(Collected data)

# # # # # # #

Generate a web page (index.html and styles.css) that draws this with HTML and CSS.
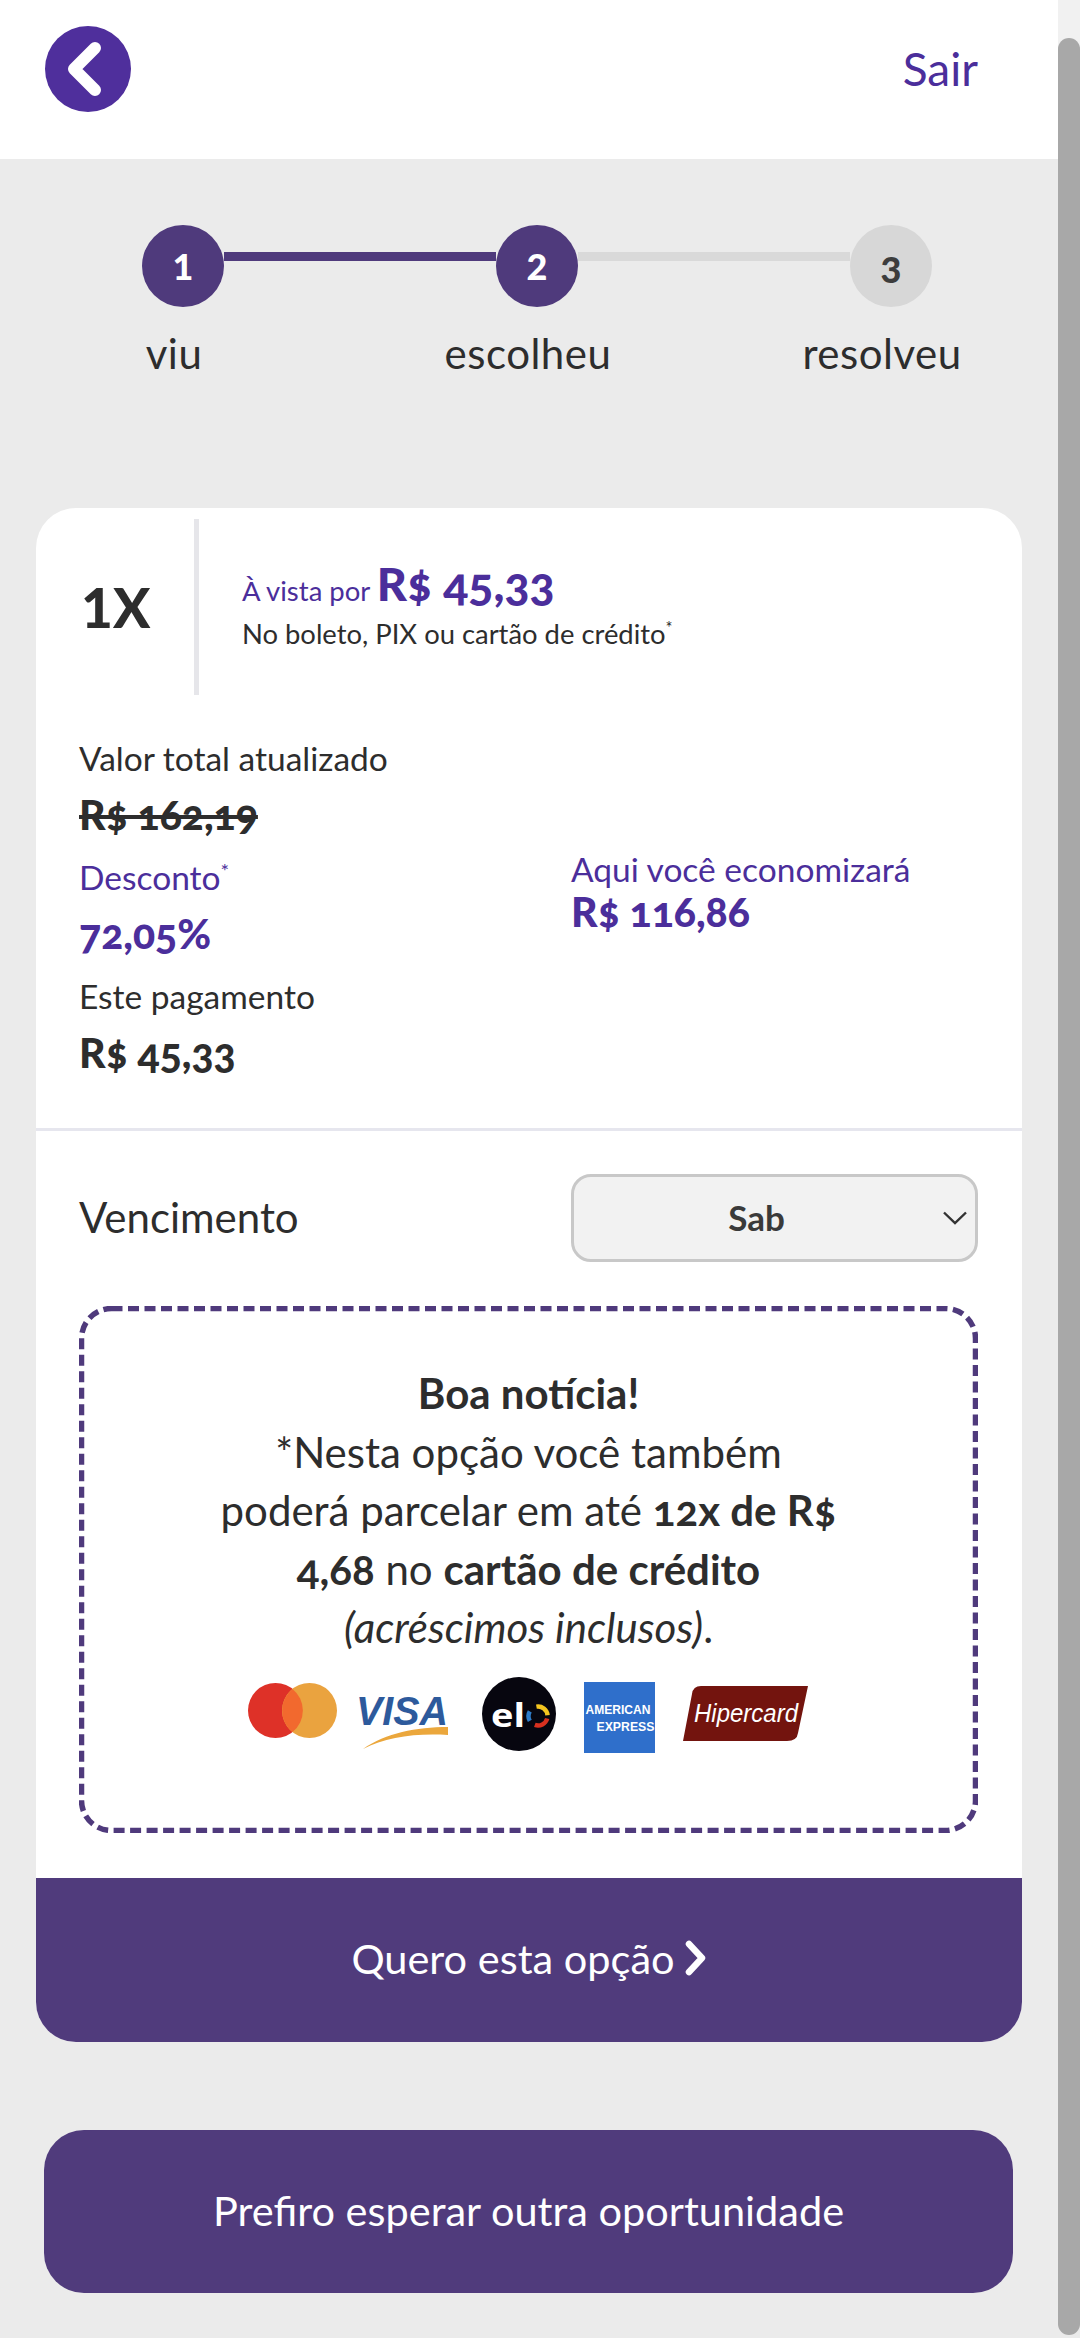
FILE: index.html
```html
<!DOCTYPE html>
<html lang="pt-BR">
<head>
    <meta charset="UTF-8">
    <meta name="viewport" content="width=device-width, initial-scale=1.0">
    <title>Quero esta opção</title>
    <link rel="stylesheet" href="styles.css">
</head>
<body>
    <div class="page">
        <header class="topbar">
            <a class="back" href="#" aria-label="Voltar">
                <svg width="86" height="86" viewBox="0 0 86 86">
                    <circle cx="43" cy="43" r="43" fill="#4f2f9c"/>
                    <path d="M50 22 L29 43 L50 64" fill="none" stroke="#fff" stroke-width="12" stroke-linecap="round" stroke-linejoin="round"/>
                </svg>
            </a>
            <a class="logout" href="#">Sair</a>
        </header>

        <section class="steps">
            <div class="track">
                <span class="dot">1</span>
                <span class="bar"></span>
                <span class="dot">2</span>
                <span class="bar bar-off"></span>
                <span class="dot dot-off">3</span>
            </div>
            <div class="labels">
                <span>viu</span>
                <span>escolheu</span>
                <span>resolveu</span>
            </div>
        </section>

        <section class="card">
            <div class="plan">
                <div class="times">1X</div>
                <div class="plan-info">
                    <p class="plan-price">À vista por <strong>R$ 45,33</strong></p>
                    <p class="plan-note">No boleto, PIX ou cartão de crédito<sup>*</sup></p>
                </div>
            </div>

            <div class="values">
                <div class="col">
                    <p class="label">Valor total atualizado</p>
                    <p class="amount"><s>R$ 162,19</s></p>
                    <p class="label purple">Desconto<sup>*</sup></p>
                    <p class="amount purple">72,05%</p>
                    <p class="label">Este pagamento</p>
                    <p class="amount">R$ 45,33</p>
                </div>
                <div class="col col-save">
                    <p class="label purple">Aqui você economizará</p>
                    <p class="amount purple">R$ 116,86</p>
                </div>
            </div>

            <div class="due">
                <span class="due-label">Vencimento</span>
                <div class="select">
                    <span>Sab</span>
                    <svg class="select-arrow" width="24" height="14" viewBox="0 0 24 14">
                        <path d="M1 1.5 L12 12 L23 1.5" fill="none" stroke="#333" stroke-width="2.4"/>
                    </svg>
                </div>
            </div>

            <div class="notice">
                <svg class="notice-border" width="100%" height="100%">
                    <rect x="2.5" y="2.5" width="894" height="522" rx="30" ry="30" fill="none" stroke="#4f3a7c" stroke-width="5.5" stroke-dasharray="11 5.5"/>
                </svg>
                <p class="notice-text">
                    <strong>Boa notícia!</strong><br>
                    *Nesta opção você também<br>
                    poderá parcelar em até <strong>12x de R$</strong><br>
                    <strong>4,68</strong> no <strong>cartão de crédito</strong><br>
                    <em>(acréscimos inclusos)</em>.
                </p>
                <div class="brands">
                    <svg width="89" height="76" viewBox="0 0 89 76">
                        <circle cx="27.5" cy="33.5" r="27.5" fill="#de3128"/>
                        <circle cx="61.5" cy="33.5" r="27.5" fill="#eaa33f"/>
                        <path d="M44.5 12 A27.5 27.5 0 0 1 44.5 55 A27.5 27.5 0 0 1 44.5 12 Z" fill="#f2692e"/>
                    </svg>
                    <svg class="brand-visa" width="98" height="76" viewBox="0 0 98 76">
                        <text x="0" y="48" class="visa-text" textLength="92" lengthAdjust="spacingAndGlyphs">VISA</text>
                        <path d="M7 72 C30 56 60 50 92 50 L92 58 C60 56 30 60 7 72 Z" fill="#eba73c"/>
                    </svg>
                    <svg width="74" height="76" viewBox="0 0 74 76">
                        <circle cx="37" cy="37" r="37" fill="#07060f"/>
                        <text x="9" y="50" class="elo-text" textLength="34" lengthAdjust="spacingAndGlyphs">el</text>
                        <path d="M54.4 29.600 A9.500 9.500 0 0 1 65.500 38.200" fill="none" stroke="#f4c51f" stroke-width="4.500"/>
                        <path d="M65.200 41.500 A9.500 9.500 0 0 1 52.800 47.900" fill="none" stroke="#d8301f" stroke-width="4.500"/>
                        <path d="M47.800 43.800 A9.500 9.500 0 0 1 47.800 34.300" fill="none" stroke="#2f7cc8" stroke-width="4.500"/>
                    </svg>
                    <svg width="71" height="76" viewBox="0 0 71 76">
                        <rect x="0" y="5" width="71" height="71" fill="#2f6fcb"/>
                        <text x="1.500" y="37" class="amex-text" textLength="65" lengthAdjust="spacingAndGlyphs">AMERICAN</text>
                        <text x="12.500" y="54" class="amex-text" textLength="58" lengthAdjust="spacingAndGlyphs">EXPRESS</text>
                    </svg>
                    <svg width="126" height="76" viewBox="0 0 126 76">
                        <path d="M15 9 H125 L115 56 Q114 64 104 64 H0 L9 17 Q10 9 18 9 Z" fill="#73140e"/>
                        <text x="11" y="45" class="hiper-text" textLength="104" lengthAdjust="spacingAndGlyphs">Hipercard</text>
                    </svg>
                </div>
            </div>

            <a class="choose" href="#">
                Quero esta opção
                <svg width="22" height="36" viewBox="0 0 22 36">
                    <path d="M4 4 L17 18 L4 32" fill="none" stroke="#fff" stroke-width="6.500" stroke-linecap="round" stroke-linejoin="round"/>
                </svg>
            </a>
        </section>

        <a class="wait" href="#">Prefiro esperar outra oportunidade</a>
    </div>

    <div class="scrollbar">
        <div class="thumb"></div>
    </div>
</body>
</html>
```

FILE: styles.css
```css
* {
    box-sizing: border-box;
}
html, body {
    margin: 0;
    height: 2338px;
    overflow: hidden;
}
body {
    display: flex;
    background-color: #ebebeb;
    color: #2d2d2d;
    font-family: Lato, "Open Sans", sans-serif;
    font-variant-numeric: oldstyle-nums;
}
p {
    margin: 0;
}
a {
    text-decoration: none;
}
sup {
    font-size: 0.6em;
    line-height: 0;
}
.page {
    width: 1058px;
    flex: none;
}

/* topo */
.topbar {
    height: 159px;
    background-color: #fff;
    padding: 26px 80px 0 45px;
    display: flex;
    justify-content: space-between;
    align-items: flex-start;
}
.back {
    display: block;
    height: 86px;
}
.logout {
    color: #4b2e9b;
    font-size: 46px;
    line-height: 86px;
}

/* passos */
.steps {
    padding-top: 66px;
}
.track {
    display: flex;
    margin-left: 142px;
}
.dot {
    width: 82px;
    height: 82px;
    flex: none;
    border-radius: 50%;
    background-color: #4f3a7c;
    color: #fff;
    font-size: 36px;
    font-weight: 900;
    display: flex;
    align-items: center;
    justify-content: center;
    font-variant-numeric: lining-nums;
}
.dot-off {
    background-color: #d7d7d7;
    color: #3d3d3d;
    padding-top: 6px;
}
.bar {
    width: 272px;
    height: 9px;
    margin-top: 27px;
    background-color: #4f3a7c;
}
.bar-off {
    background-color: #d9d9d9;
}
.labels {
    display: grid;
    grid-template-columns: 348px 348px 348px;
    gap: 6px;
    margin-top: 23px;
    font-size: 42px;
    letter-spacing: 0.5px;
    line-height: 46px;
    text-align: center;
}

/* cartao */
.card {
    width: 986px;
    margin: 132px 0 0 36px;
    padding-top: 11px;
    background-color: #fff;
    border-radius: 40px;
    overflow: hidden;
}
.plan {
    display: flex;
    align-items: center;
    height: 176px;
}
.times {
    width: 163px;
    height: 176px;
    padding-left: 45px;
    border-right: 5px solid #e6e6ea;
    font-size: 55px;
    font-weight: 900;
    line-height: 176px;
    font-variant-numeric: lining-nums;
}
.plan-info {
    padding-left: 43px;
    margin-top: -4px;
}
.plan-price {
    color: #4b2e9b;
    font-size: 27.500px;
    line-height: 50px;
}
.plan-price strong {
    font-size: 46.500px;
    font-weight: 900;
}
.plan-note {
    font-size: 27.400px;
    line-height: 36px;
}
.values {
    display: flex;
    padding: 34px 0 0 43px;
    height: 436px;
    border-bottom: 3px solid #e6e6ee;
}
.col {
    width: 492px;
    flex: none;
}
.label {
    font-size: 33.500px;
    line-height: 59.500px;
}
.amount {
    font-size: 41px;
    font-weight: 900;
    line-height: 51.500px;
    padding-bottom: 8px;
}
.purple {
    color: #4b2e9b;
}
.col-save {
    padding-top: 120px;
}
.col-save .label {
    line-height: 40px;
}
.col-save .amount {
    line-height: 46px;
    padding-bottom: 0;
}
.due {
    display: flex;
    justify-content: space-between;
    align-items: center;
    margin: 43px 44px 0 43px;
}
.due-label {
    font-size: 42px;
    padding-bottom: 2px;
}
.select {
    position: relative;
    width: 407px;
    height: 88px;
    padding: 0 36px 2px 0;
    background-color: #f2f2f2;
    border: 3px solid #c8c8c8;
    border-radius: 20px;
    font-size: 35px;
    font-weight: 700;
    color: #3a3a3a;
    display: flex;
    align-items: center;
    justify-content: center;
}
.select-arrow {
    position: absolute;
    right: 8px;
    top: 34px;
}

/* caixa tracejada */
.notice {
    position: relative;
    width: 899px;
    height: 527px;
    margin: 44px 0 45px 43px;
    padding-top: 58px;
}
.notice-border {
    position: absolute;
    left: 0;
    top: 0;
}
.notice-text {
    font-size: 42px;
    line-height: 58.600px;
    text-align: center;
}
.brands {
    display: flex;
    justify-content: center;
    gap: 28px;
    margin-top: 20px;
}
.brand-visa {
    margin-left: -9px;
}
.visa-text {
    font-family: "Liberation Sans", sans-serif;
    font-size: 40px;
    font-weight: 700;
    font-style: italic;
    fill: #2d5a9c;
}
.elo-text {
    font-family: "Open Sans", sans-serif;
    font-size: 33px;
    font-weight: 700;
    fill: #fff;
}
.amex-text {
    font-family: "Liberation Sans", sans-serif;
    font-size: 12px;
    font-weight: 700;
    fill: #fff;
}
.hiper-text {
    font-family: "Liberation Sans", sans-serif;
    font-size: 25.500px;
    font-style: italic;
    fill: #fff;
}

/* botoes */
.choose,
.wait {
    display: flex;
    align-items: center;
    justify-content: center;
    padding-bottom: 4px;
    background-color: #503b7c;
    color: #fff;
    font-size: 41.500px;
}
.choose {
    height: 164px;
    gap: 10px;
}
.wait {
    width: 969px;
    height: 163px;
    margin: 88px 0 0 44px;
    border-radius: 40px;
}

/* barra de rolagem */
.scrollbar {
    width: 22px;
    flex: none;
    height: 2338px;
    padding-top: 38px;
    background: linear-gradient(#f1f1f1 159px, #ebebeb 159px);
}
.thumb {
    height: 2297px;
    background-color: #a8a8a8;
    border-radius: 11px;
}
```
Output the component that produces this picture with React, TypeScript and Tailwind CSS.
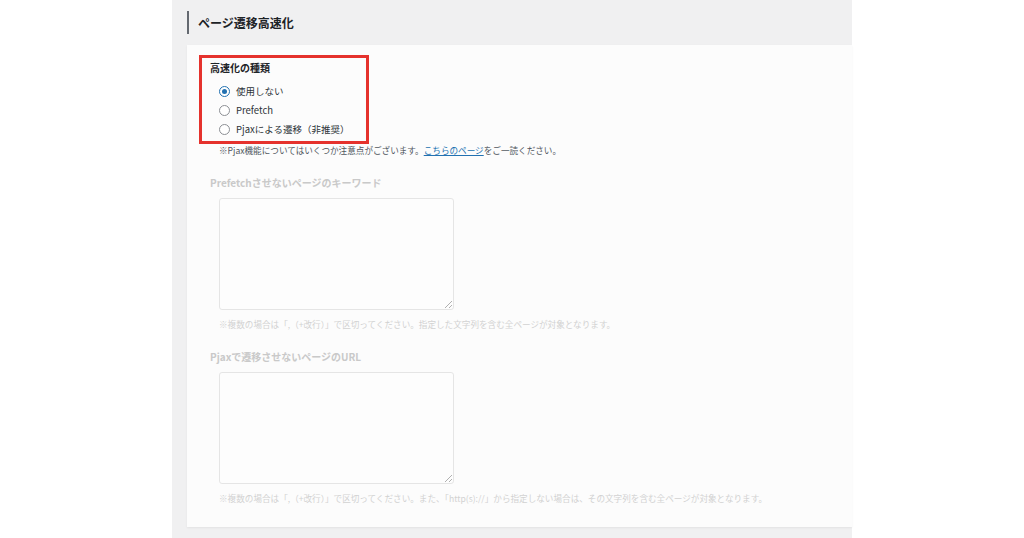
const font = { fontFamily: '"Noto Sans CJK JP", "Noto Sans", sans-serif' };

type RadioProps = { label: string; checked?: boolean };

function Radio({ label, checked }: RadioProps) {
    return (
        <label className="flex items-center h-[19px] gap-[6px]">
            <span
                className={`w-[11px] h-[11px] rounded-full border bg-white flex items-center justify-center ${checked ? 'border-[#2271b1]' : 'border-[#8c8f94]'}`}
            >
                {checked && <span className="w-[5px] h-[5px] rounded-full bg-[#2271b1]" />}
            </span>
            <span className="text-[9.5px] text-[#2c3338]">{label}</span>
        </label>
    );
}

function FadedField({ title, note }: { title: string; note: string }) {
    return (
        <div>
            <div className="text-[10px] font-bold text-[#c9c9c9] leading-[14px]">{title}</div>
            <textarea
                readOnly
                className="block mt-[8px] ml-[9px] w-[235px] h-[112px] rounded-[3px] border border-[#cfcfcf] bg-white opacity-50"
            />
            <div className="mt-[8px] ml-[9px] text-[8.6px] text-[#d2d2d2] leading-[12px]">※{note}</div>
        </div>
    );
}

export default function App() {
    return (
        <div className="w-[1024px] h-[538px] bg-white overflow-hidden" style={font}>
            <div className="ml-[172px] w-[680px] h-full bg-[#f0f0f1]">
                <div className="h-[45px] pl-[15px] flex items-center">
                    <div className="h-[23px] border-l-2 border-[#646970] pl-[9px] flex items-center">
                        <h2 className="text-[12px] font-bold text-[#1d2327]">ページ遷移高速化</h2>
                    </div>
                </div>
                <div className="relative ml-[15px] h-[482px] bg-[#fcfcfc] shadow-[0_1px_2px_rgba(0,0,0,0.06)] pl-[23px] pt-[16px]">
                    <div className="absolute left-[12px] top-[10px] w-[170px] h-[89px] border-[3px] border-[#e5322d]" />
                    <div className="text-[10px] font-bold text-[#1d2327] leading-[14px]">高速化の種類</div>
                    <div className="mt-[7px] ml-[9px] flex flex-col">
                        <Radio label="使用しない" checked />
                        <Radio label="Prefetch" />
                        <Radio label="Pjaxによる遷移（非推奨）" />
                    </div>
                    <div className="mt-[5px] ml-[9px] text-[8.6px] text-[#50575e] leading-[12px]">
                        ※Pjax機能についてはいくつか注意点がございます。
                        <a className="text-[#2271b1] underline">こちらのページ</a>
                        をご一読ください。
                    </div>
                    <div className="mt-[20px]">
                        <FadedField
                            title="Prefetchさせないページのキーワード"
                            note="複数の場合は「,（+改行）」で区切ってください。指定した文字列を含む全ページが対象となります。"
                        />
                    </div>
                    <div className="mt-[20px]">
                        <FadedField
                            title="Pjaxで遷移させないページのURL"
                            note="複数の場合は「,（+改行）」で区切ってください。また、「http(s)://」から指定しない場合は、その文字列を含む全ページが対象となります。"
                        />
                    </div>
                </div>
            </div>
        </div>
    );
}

# # # # # # #

◆ WHAT IS EXPECTED: Return only the number of lines in the entries that contain the string "this".

◆ THE ANSWER: 2